**Problem to solve:** Wherever the word "index" appears in a line, copy that line.

**Collected data:**

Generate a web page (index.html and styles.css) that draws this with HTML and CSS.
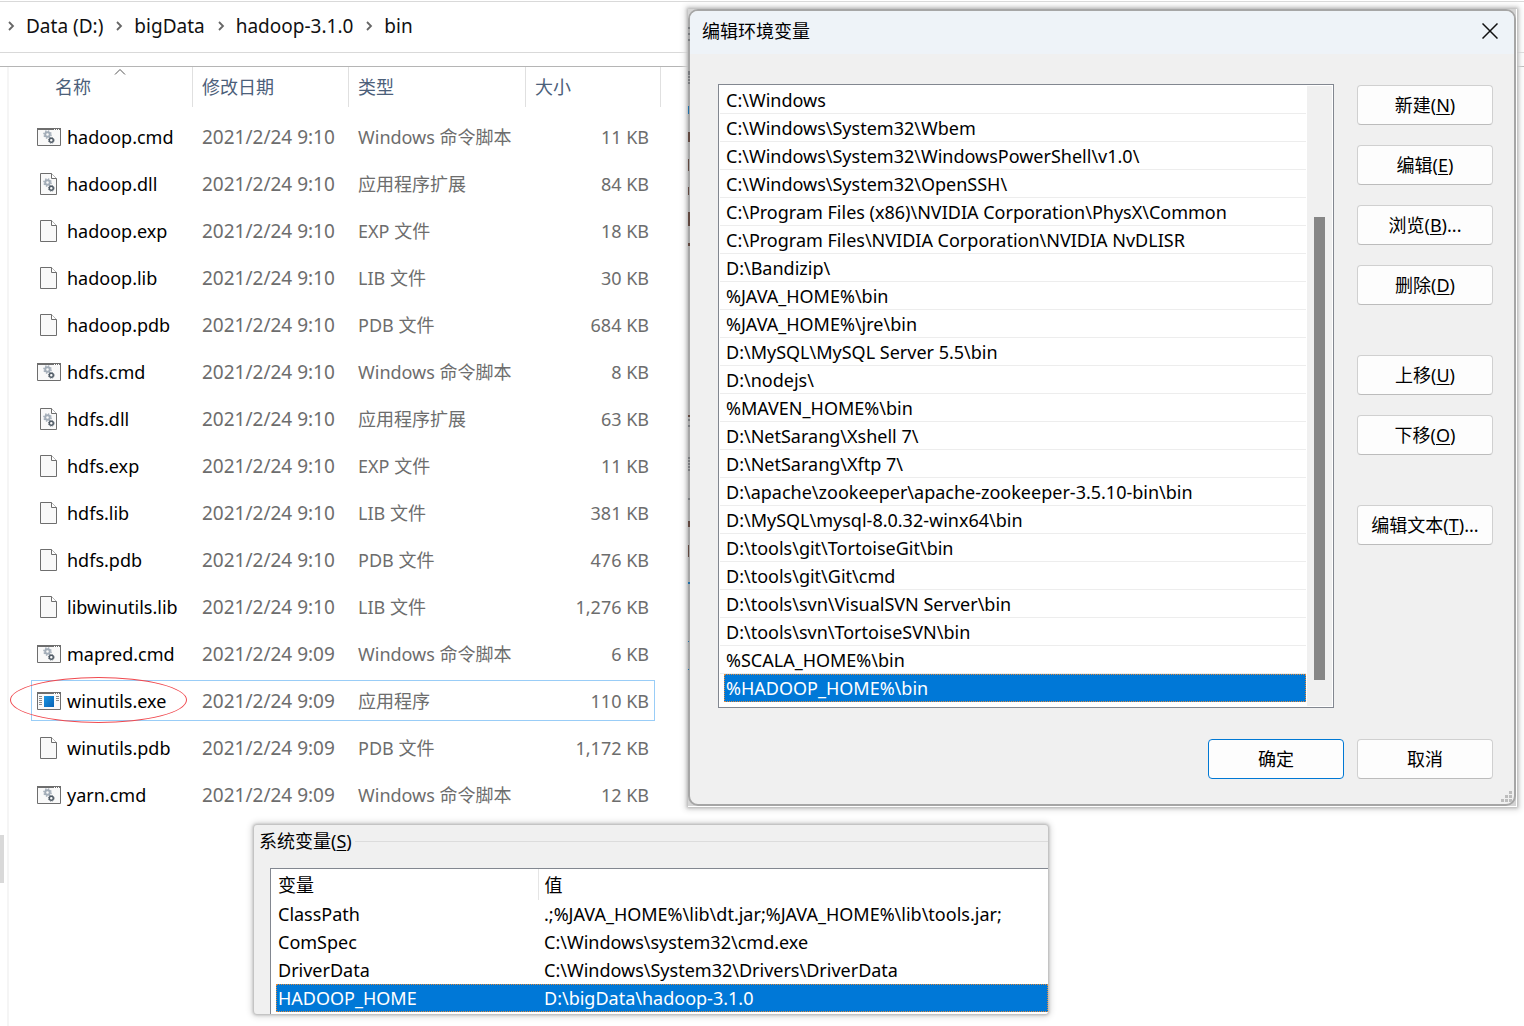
FILE: index.html
```html
<!DOCTYPE html>
<html lang="zh-CN">
<head>
<meta charset="utf-8">
<title>hadoop-3.1.0 bin</title>
<link rel="stylesheet" href="styles.css">
</head>
<body>
<svg class="defs" aria-hidden="true">
  <symbol id="chevron" viewBox="0 0 8 10"><path d="M2 1 6 5 2 9" fill="none" stroke="#666" stroke-width="1.800"/></symbol>
  <symbol id="gears" viewBox="0 0 12 14">
    <circle cx="4.500" cy="4.500" r="2.300" fill="none" stroke="#a3adb8" stroke-width="2"/>
    <circle cx="4.500" cy="4.500" r="3.600" fill="none" stroke="#a3adb8" stroke-width="1.500" stroke-dasharray="1.400 1.427"/>
    <circle cx="8.300" cy="10.300" r="2" fill="none" stroke="#4f5a65" stroke-width="1.500"/>
    <circle cx="8.300" cy="10.300" r="2.900" fill="none" stroke="#6b747d" stroke-width="1" stroke-dasharray="1.200 1.077"/>
  </symbol>
  <symbol id="page" viewBox="0 0 24 24">
    <path d="M3.500 1.500h11l5 5v16h-16z" fill="#f9f9f9" stroke="#6e6e6e"/>
    <path d="M14.500 1.500v5h5" fill="#fff" stroke="#6e6e6e"/>
  </symbol>
  <symbol id="dll" viewBox="0 0 24 24">
    <use href="#page"/>
    <use href="#gears" x="6" y="6" width="12" height="14"/>
  </symbol>
  <symbol id="window" viewBox="0 0 24 24">
    <path d="M.5 3.500h23v17H.5z" fill="#f9f9f9" stroke="#6e6e6e"/>
    <path d="M0 3h24v2H0z" fill="#6e6e6e"/>
    <path d="M17 4.500h1m1 0h1m1 0h1" stroke="#fff"/>
  </symbol>
  <symbol id="cmd" viewBox="0 0 24 24">
    <use href="#window"/>
    <use href="#gears" x="6" y="5" width="12" height="14"/>
  </symbol>
  <symbol id="exe" viewBox="0 0 24 24">
    <linearGradient id="blue" x1="0" y1="0" x2="1" y2="1"><stop offset="0" stop-color="#1b97e5"/><stop offset="1" stop-color="#0661b4"/></linearGradient>
    <use href="#window"/>
    <path d="M7 7h10v11H7z" fill="url(#blue)"/>
    <path d="M2 7.500h3m-3 2h3m-3 2h3m-3 2h3m-3 2h3M19 7.500h3m-3 2h3m-3 2h3" stroke="#8b8b8b"/>
  </symbol>
</svg>

<main class="explorer">
  <nav class="path" aria-label="路径">
    <svg class="chevron"><use href="#chevron"/></svg><a href="#">Data (D:)</a>
    <svg class="chevron"><use href="#chevron"/></svg><a href="#">bigData</a>
    <svg class="chevron"><use href="#chevron"/></svg><a href="#">hadoop-3.1.0</a>
    <svg class="chevron"><use href="#chevron"/></svg><a href="#">bin</a>
  </nav>
  <div class="content">
    <div class="tree"><span class="tree-thumb"></span></div>
    <table class="files">
      <colgroup><col class="c-name"><col class="c-date"><col class="c-type"><col class="c-size"></colgroup>
      <thead>
        <tr>
          <th>名称<svg class="sort" viewBox="0 0 12 7"><path d="M1 6.500 6 1.500l5 5" fill="none" stroke="#555"/></svg></th>
          <th>修改日期</th><th>类型</th><th>大小</th>
        </tr>
      </thead>
      <tbody>
        <tr><td><span class="file"><svg><use href="#cmd"/></svg>hadoop.cmd</span></td><td class="date">2021/2/24 9:10</td><td>Windows 命令脚本</td><td>11 KB</td></tr>
        <tr><td><span class="file"><svg><use href="#dll"/></svg>hadoop.dll</span></td><td class="date">2021/2/24 9:10</td><td>应用程序扩展</td><td>84 KB</td></tr>
        <tr><td><span class="file"><svg><use href="#page"/></svg>hadoop.exp</span></td><td class="date">2021/2/24 9:10</td><td>EXP 文件</td><td>18 KB</td></tr>
        <tr><td><span class="file"><svg><use href="#page"/></svg>hadoop.lib</span></td><td class="date">2021/2/24 9:10</td><td>LIB 文件</td><td>30 KB</td></tr>
        <tr><td><span class="file"><svg><use href="#page"/></svg>hadoop.pdb</span></td><td class="date">2021/2/24 9:10</td><td>PDB 文件</td><td>684 KB</td></tr>
        <tr><td><span class="file"><svg><use href="#cmd"/></svg>hdfs.cmd</span></td><td class="date">2021/2/24 9:10</td><td>Windows 命令脚本</td><td>8 KB</td></tr>
        <tr><td><span class="file"><svg><use href="#dll"/></svg>hdfs.dll</span></td><td class="date">2021/2/24 9:10</td><td>应用程序扩展</td><td>63 KB</td></tr>
        <tr><td><span class="file"><svg><use href="#page"/></svg>hdfs.exp</span></td><td class="date">2021/2/24 9:10</td><td>EXP 文件</td><td>11 KB</td></tr>
        <tr><td><span class="file"><svg><use href="#page"/></svg>hdfs.lib</span></td><td class="date">2021/2/24 9:10</td><td>LIB 文件</td><td>381 KB</td></tr>
        <tr><td><span class="file"><svg><use href="#page"/></svg>hdfs.pdb</span></td><td class="date">2021/2/24 9:10</td><td>PDB 文件</td><td>476 KB</td></tr>
        <tr><td><span class="file"><svg><use href="#page"/></svg>libwinutils.lib</span></td><td class="date">2021/2/24 9:10</td><td>LIB 文件</td><td>1,276 KB</td></tr>
        <tr><td><span class="file"><svg><use href="#cmd"/></svg>mapred.cmd</span></td><td class="date">2021/2/24 9:09</td><td>Windows 命令脚本</td><td>6 KB</td></tr>
        <tr class="focused"><td><span class="file"><svg><use href="#exe"/></svg>winutils.exe</span><span class="ring"></span></td><td class="date">2021/2/24 9:09</td><td>应用程序</td><td>110 KB</td></tr>
        <tr><td><span class="file"><svg><use href="#page"/></svg>winutils.pdb</span></td><td class="date">2021/2/24 9:09</td><td>PDB 文件</td><td>1,172 KB</td></tr>
        <tr><td><span class="file"><svg><use href="#cmd"/></svg>yarn.cmd</span></td><td class="date">2021/2/24 9:09</td><td>Windows 命令脚本</td><td>12 KB</td></tr>
      </tbody>
    </table>
  </div>
</main>

<section class="frame edit-frame">
  <svg class="behind" width="2" height="797" aria-hidden="true">
    <path d="M0 19h2M0 25h2M0 31h2M0 63h2M0 65h2M0 68h2M0 71h2M0 74h2M0 411h2M0 417h2M0 449h2M0 452h2M0 455h2M0 458h2M0 461h2M0 490h2" stroke="#4a4f55"/>
    <path d="M0 97h1v8H0zM0 632h1v1H0zM0 660h1v1H0zM0 573h2v2H0z" fill="#2070a8"/>
    <path d="M0 123h2v10H0zM0 150h1v12H0zM0 178h1v8H0zM0 203h2v14H0zM0 234h2v3H0zM0 406h2v2H0zM0 512h2v6H0zM0 536h1v12H0z" fill="#604840"/>
  </svg>
  <div class="dialog" role="dialog" aria-labelledby="dlg-title">
    <header class="titlebar">
      <h1 id="dlg-title">编辑环境变量</h1>
      <button class="close" aria-label="关闭"><svg width="16" height="16"><path d="m.5.5 15 15m0-15-15 15" stroke="#111" stroke-width="1.500"/></svg></button>
    </header>
    <div class="dialog-body">
      <div class="listbox">
        <ul>
          <li>C:\Windows</li>
          <li>C:\Windows\System32\Wbem</li>
          <li>C:\Windows\System32\WindowsPowerShell\v1.0\</li>
          <li>C:\Windows\System32\OpenSSH\</li>
          <li>C:\Program Files (x86)\NVIDIA Corporation\PhysX\Common</li>
          <li>C:\Program Files\NVIDIA Corporation\NVIDIA NvDLISR</li>
          <li>D:\Bandizip\</li>
          <li>%JAVA_HOME%\bin</li>
          <li>%JAVA_HOME%\jre\bin</li>
          <li>D:\MySQL\MySQL Server 5.5\bin</li>
          <li>D:\nodejs\</li>
          <li>%MAVEN_HOME%\bin</li>
          <li>D:\NetSarang\Xshell 7\</li>
          <li>D:\NetSarang\Xftp 7\</li>
          <li>D:\apache\zookeeper\apache-zookeeper-3.5.10-bin\bin</li>
          <li>D:\MySQL\mysql-8.0.32-winx64\bin</li>
          <li>D:\tools\git\TortoiseGit\bin</li>
          <li>D:\tools\git\Git\cmd</li>
          <li>D:\tools\svn\VisualSVN Server\bin</li>
          <li>D:\tools\svn\TortoiseSVN\bin</li>
          <li>%SCALA_HOME%\bin</li>
          <li class="selected">%HADOOP_HOME%\bin</li>
        </ul>
        <div class="scrollbar"><span></span></div>
      </div>
      <div class="actions">
        <button class="btn">新建(<u>N</u>)</button>
        <button class="btn">编辑(<u>E</u>)</button>
        <button class="btn">浏览(<u>B</u>)...</button>
        <button class="btn">删除(<u>D</u>)</button>
        <button class="btn group">上移(<u>U</u>)</button>
        <button class="btn">下移(<u>O</u>)</button>
        <button class="btn group">编辑文本(<u>T</u>)...</button>
      </div>
    </div>
    <footer class="dialog-footer">
      <button class="btn primary">确定</button>
      <button class="btn">取消</button>
    </footer>
    <svg class="grip" width="11" height="11"><path d="M8 0h3v3H8zM4 4h3v3H4zM8 4h3v3H8zM0 8h3v3H0zM4 8h3v3H4zM8 8h3v3H8z" fill="#bdbdbd"/></svg>
  </div>
</section>

<section class="frame vars-frame">
  <h2 class="group-title">系统变量(<u>S</u>)</h2>
  <div class="vars-box">
    <table class="vars">
      <colgroup><col class="v-name"><col></colgroup>
      <thead><tr><th>变量</th><th>值</th></tr></thead>
      <tbody>
        <tr><td>ClassPath</td><td>.;%JAVA_HOME%\lib\dt.jar;%JAVA_HOME%\lib\tools.jar;</td></tr>
        <tr><td>ComSpec</td><td>C:\Windows\system32\cmd.exe</td></tr>
        <tr><td>DriverData</td><td>C:\Windows\System32\Drivers\DriverData</td></tr>
        <tr class="selected"><td>HADOOP_HOME</td><td>D:\bigData\hadoop-3.1.0</td></tr>
      </tbody>
    </table>
  </div>
</section>
</body>
</html>
```
FILE: styles.css
```css
* { box-sizing: border-box; }
body {
  margin: 0;
  min-height: 100vh;
  position: relative;
  background: #fff;
  color: #000;
  font: 18px/24px "Noto Sans", "Noto Sans CJK SC", sans-serif;
}
.defs { position: absolute; width: 0; height: 0; }
h1, h2 { margin: 0; font-size: 18px; font-weight: 400; }
button { font: inherit; color: inherit; }
u { text-underline-offset: 2px; text-decoration-thickness: 1px; }

/* file explorer */
.explorer { min-height: 100vh; padding-top: 1px; display: flex; flex-direction: column; }
.path {
  display: flex;
  align-items: center;
  height: 52px;
  padding: 0 0 2px 7px;
  border-top: 1px solid #d9d9d9;
  border-bottom: 1px solid #d9d9d9;
  font-size: 19px;
}
.path a { color: #111; text-decoration: none; margin: 0 12px 0 11px; }
.chevron { width: 8px; height: 10px; }
.content { flex: 1; display: flex; align-items: stretch; margin-top: 13px; border-top: 1px solid #b5b5b5; }
.tree { width: 9px; border-right: 2px solid #f5f5f5; padding-top: 768px; margin-right: 19px; }
.tree-thumb { display: block; width: 4px; height: 48px; background: #d9d9d9; }

.files { width: 630px; table-layout: fixed; border-collapse: collapse; align-self: flex-start; color: #6d6d6d; white-space: nowrap; }
.c-name { width: 165px; }
.c-date { width: 156px; }
.c-type { width: 177px; }
.files th { position: relative; height: 46px; padding: 0 0 6px 9px; text-align: left; font-weight: 400; color: #4c607a; }
.files th:first-child { padding-left: 27px; }
.files th::after { content: ""; position: absolute; right: 0; top: 0; width: 1px; height: 40px; background: #e0e0e0; }
.files th:last-child::after { right: -3px; }
.sort { position: absolute; left: 86px; top: 1px; width: 12px; height: 7px; }
.files td { position: relative; height: 47px; padding: 0 9px; }
.files td:last-child { text-align: right; }
.files .date { font-size: 19px; }
.file { display: flex; align-items: center; gap: 6px; color: #000; }
.file svg { width: 24px; height: 24px; flex: none; }
.focused { outline: 1px solid #99cdf7; outline-offset: -4px; }
.ring { position: absolute; left: -18px; top: 0; width: 177px; height: 46px; border: 1px solid #f04a50; border-radius: 50%; }

/* captured windows */
.frame { position: absolute; box-shadow: 0 0 3px 1px #b0b0b0, 0 0 6px 3px #e0e0e0; }
.edit-frame { left: 688px; right: 7px; top: 9px; border: solid #fff; border-width: 0 1px 1px 0; background: #d4d4d4; }
.behind { position: absolute; left: 0; top: 0; z-index: 1; }
.dialog { position: relative; border: 2px solid #a6a6a6; border-radius: 10px; background: #f0f0f0; overflow: hidden; }
.titlebar { display: flex; align-items: center; justify-content: space-between; height: 43px; padding: 0 16px 3px 12px; background: #eef3f8; }
.close { display: flex; padding: 0; border: 0; background: none; }
.dialog-body { display: flex; gap: 23px; padding: 30px 21px 0 28px; }
.listbox { flex: 1; min-width: 0; display: flex; gap: 1px; height: 624px; padding: 1px; border: 1px solid #828790; background: #fff; }
.listbox ul { flex: 1; min-width: 0; margin: 0; padding: 0; list-style: none; }
.listbox li { height: 28px; padding-left: 6px; line-height: 28px; border-bottom: 1px solid #ededed; white-space: nowrap; overflow: hidden; }
.listbox .selected { margin-left: 4px; padding-left: 2px; border: 0; background: #0078d7; color: #fff; outline: 1px dotted #e08a3c; outline-offset: -1px; }
.scrollbar { width: 25px; padding: 131px 7px 0; background: #f0f0f0; }
.scrollbar span { display: block; height: 463px; background: #868686; }
.actions { width: 136px; display: flex; flex-direction: column; gap: 20px; padding-top: 1px; }
.btn { width: 136px; height: 40px; padding: 0; border: 1px solid #d0d0d0; border-bottom-color: #bcbcbc; border-radius: 4px; background: #fdfdfd; }
.btn.group { margin-top: 30px; }
.btn.primary { border-color: #0078d4; }
.dialog-footer { display: flex; justify-content: flex-end; gap: 13px; padding: 31px 21px 25px; }
.grip { position: absolute; right: 2px; bottom: 2px; }

.vars-frame { left: 254px; top: 825px; width: 794px; background: #f0f0f0; border-radius: 3px; overflow: hidden; }
.group-title { display: flex; align-items: center; height: 32px; padding-left: 5px; }
.group-title::after { content: ""; flex: 1; height: 1px; margin-left: 3px; background: #dcdcdc; }
.vars-box { margin: 11px 0 0 16px; padding: 0 0 2px 5px; border: 1px solid #828790; border-width: 1px 0 0 1px; background: #fff; }
.vars { width: 100%; table-layout: fixed; border-collapse: collapse; white-space: nowrap; }
.v-name { width: 262px; }
.vars th { height: 31px; padding: 0 0 0 2px; text-align: left; font-weight: 400; }
.vars th:first-child { border-right: 1px solid #e5e5e5; }
.vars td { height: 28px; padding: 0 0 0 2px; }
.vars th:last-child, .vars td:last-child { padding-left: 6px; }
.vars .selected { background: #0078d7; color: #fff; outline: 1px dotted #e08a3c; outline-offset: -1px; }
```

**Solution to this exercise:**
Generate a web page (index.html and styles.css) that draws this with HTML and CSS.
FILE: index.html
.behind { position: absolute; left: 0; top: 0; z-index: 1; }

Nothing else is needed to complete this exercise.